== What is asked ==
Comb through the entries for "index" and pull out each line that holds it.

Interface markup and scripts
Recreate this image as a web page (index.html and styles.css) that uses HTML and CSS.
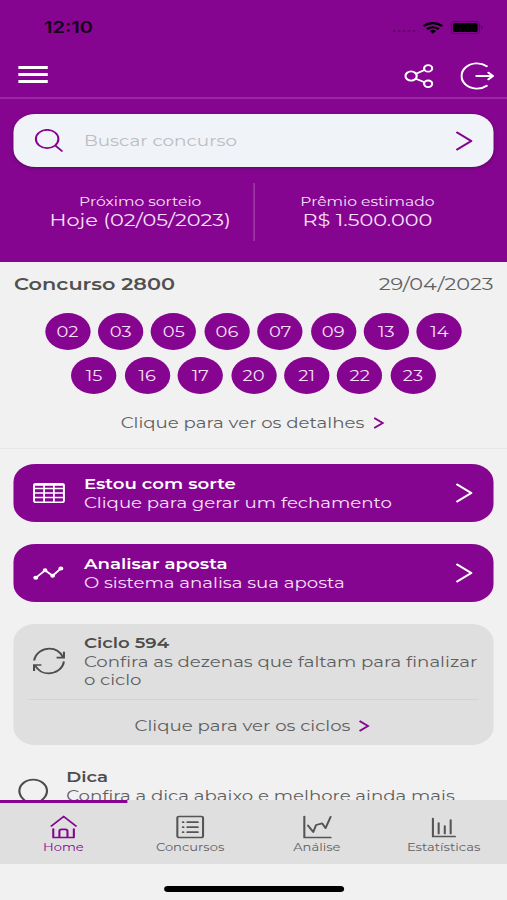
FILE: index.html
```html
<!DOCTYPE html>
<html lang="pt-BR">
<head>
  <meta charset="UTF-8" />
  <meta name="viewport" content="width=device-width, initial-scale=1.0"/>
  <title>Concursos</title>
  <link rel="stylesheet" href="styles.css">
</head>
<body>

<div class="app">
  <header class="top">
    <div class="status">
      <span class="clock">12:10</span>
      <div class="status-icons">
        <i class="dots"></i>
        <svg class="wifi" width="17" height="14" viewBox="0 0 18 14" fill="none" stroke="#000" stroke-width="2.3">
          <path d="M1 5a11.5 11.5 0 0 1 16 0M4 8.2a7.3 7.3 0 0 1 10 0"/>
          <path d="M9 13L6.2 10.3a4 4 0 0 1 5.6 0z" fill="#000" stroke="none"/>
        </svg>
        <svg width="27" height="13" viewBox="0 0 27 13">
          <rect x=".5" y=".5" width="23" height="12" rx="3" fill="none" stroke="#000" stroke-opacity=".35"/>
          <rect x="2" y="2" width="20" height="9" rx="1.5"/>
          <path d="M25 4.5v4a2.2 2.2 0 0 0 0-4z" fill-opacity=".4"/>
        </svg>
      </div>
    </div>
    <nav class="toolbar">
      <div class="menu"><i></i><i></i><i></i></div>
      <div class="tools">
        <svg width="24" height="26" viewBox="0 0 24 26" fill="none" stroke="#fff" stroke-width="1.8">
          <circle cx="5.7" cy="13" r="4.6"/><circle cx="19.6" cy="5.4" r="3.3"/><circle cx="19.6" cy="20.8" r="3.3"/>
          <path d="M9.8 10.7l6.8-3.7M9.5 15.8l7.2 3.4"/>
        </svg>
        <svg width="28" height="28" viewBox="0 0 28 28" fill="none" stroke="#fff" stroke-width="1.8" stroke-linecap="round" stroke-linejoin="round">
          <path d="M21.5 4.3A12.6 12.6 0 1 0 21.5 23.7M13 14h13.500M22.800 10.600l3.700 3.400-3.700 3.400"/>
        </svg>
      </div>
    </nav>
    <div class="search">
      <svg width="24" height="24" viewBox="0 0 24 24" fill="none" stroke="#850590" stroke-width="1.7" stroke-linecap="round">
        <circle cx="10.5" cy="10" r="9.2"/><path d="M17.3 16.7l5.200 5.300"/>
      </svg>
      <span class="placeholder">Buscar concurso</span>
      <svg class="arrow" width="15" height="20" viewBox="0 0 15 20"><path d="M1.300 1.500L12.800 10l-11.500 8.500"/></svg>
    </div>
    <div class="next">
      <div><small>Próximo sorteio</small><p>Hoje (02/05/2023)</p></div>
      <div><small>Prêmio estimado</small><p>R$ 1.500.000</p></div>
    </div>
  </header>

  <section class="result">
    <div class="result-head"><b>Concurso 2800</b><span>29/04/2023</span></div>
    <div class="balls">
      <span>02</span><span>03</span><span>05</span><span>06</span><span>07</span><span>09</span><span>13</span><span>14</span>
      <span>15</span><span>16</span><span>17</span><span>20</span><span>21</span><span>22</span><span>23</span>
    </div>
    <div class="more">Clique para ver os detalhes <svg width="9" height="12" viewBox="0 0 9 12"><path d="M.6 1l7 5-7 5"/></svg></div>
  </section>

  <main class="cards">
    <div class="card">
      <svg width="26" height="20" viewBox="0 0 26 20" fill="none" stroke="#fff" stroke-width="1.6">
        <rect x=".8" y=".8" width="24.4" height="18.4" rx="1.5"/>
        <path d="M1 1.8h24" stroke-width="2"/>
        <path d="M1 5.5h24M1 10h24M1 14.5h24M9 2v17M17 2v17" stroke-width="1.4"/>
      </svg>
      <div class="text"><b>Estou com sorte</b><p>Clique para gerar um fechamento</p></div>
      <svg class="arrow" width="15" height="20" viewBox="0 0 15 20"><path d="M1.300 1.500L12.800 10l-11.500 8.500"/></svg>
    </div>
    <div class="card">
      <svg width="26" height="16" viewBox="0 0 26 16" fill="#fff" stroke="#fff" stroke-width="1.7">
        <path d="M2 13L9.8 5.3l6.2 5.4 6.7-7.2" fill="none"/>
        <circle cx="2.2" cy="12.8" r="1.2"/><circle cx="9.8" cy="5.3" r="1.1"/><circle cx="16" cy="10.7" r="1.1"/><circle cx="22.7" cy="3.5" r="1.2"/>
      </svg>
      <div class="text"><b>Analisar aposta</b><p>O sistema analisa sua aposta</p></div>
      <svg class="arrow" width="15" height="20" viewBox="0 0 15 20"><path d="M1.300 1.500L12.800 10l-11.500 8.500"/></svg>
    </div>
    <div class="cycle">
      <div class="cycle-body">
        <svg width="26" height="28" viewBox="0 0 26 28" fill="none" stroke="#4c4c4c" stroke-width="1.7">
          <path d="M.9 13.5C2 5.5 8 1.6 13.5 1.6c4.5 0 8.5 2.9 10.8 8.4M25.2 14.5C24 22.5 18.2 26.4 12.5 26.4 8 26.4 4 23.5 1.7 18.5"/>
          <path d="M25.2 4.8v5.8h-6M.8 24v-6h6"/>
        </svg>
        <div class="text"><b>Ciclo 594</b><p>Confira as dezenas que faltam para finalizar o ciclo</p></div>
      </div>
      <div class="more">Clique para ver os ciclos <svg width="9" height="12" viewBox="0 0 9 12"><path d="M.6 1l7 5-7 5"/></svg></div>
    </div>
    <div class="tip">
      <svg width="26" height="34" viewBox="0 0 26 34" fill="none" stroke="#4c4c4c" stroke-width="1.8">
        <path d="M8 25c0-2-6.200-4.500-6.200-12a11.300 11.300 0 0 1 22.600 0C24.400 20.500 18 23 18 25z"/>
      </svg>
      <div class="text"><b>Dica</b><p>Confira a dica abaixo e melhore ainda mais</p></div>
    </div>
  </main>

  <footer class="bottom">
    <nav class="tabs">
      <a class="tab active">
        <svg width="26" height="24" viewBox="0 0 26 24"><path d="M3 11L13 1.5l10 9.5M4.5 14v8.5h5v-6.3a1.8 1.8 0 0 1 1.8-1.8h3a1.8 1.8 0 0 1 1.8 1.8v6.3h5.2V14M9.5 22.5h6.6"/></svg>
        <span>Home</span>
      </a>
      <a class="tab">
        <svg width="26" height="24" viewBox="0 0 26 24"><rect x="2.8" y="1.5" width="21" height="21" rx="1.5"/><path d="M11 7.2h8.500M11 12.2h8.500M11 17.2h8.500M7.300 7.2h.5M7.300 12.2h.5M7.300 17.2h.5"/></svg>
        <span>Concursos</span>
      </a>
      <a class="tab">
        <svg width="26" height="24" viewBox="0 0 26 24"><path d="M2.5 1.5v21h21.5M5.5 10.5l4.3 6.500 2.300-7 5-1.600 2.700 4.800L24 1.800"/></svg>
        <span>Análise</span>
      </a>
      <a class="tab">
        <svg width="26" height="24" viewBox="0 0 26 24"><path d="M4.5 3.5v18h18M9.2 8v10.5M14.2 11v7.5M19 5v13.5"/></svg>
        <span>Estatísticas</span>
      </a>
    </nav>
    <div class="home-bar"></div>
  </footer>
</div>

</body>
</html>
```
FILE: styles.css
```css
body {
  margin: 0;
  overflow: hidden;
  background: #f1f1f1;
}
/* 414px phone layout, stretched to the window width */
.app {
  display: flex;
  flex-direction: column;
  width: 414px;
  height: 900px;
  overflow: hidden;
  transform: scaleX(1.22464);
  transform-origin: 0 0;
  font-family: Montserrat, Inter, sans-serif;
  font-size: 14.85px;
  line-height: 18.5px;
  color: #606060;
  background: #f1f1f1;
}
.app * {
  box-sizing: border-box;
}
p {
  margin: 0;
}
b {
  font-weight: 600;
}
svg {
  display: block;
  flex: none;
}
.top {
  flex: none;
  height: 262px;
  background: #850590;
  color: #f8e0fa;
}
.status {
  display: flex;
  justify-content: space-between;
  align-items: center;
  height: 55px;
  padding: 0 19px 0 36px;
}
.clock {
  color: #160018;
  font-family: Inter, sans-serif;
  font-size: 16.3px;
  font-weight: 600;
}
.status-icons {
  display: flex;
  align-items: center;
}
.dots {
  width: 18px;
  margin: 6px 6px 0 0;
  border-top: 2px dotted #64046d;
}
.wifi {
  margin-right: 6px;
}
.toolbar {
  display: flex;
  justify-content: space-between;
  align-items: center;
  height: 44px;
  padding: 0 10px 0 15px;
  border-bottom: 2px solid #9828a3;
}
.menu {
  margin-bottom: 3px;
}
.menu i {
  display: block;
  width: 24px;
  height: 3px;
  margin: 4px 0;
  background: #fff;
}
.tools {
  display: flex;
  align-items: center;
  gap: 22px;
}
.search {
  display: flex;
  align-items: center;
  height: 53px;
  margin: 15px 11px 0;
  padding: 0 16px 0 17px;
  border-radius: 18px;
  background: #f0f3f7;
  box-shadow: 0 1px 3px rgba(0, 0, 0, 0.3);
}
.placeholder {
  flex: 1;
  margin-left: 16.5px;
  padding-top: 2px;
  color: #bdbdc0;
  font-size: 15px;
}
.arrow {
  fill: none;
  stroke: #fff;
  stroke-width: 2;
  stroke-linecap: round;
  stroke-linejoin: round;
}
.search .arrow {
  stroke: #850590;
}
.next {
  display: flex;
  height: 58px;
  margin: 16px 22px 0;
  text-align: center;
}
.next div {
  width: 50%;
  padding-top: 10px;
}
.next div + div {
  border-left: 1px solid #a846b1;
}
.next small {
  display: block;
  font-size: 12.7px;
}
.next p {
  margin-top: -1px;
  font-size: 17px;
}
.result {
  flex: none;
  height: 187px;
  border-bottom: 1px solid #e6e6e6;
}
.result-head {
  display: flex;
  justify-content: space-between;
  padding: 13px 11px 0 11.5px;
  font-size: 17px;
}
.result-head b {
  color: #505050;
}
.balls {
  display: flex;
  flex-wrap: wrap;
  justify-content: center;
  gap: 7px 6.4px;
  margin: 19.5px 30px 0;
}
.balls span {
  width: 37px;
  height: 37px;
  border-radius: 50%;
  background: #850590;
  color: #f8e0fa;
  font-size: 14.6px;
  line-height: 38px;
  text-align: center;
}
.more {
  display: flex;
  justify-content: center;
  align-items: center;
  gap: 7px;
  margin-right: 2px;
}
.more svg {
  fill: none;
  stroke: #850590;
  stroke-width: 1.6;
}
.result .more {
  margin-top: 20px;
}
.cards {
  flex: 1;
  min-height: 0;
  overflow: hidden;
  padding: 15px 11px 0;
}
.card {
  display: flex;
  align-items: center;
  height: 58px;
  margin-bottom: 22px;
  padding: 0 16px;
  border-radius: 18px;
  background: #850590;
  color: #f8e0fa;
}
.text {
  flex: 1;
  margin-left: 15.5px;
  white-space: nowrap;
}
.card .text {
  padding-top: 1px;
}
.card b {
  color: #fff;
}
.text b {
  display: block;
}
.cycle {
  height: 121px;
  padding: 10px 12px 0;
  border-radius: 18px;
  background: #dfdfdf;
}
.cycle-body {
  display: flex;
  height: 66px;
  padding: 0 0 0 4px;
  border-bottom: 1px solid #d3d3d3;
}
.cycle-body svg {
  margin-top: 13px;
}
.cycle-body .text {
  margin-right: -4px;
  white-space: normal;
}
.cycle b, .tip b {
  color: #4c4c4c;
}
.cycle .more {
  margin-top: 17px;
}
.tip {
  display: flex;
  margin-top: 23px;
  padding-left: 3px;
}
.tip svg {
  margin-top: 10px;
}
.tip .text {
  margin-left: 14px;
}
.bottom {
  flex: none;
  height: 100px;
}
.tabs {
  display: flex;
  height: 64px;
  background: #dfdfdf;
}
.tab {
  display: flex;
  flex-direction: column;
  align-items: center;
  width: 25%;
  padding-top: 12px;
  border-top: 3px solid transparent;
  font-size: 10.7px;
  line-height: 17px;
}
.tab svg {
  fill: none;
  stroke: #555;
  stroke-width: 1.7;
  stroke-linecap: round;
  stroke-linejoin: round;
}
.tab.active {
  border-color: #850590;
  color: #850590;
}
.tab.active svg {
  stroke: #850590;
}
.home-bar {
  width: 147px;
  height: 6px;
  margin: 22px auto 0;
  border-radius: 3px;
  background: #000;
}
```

---

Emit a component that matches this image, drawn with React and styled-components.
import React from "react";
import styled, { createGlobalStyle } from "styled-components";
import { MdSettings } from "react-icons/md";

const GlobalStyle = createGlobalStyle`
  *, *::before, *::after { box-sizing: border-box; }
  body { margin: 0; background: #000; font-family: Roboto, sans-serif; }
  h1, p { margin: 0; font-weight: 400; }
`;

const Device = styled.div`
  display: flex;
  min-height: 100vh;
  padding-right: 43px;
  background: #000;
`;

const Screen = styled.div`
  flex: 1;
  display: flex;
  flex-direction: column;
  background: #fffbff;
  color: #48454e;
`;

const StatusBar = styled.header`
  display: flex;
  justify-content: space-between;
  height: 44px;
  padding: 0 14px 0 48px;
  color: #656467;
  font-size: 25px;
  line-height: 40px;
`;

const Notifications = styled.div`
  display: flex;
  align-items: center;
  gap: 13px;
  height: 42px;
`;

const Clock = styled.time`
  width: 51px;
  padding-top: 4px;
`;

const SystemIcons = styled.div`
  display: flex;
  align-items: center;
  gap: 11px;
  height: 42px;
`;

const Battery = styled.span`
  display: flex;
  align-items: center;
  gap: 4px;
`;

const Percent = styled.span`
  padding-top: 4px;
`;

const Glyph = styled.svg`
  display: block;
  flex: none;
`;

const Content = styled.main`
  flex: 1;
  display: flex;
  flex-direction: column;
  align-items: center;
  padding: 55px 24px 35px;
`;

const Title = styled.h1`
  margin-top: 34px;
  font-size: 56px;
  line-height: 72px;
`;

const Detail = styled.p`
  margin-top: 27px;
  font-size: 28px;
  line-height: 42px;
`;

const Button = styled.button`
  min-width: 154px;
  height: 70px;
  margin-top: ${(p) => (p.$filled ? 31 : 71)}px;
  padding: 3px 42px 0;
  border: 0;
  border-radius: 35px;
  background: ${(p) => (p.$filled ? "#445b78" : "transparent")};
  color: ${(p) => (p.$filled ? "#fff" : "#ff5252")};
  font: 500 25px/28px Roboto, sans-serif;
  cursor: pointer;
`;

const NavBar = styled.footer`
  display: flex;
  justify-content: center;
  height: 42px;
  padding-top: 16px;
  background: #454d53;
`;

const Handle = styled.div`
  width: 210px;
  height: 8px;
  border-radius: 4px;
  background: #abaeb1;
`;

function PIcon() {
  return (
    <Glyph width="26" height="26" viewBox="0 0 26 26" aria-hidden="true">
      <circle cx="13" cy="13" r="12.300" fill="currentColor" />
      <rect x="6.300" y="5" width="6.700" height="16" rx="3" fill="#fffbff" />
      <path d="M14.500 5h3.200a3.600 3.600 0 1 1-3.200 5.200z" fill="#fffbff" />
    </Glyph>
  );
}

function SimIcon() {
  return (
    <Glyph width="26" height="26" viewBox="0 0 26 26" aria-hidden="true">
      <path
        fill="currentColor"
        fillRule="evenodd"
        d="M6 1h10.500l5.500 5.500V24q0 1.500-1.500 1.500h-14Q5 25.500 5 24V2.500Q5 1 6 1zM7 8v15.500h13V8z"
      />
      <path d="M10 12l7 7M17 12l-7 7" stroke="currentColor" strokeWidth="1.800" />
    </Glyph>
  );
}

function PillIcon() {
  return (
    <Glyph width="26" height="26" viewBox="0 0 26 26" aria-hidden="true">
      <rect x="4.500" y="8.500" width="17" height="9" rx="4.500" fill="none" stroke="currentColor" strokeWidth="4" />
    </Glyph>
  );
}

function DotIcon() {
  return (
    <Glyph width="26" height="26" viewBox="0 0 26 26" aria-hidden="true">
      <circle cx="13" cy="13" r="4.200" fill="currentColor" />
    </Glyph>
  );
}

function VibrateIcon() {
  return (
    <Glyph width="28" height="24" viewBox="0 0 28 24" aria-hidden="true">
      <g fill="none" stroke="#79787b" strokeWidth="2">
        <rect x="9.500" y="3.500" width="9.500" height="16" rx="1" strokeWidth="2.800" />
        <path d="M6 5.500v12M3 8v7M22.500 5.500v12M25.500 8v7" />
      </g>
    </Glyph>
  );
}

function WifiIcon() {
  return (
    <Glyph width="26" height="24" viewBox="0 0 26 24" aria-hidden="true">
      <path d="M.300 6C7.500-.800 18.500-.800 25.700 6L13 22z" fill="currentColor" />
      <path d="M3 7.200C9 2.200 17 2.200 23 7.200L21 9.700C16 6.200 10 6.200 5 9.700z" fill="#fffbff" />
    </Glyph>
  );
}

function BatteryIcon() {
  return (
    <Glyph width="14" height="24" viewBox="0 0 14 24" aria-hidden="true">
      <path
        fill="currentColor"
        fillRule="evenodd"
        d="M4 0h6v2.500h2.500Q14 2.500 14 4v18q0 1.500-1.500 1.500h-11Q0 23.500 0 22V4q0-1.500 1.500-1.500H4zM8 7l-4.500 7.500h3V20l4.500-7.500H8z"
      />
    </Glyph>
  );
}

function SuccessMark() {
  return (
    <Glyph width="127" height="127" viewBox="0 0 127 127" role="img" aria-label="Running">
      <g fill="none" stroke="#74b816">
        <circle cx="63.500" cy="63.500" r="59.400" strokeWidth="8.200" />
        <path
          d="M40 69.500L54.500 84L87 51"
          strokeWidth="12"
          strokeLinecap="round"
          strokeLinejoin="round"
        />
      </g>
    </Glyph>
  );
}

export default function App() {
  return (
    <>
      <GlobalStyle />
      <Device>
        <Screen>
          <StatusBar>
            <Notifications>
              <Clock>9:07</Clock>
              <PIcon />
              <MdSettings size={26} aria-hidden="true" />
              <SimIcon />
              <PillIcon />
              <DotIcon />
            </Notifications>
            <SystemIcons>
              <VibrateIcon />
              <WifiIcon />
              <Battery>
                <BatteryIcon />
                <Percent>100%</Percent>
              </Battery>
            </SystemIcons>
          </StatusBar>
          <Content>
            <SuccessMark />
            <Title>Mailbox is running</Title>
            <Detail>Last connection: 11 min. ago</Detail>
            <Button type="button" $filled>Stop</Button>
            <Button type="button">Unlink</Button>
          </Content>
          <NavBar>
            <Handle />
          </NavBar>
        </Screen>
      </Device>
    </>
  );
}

== The answer ==
Recreate this image as a web page (index.html and styles.css) that uses HTML and CSS.
FILE: index.html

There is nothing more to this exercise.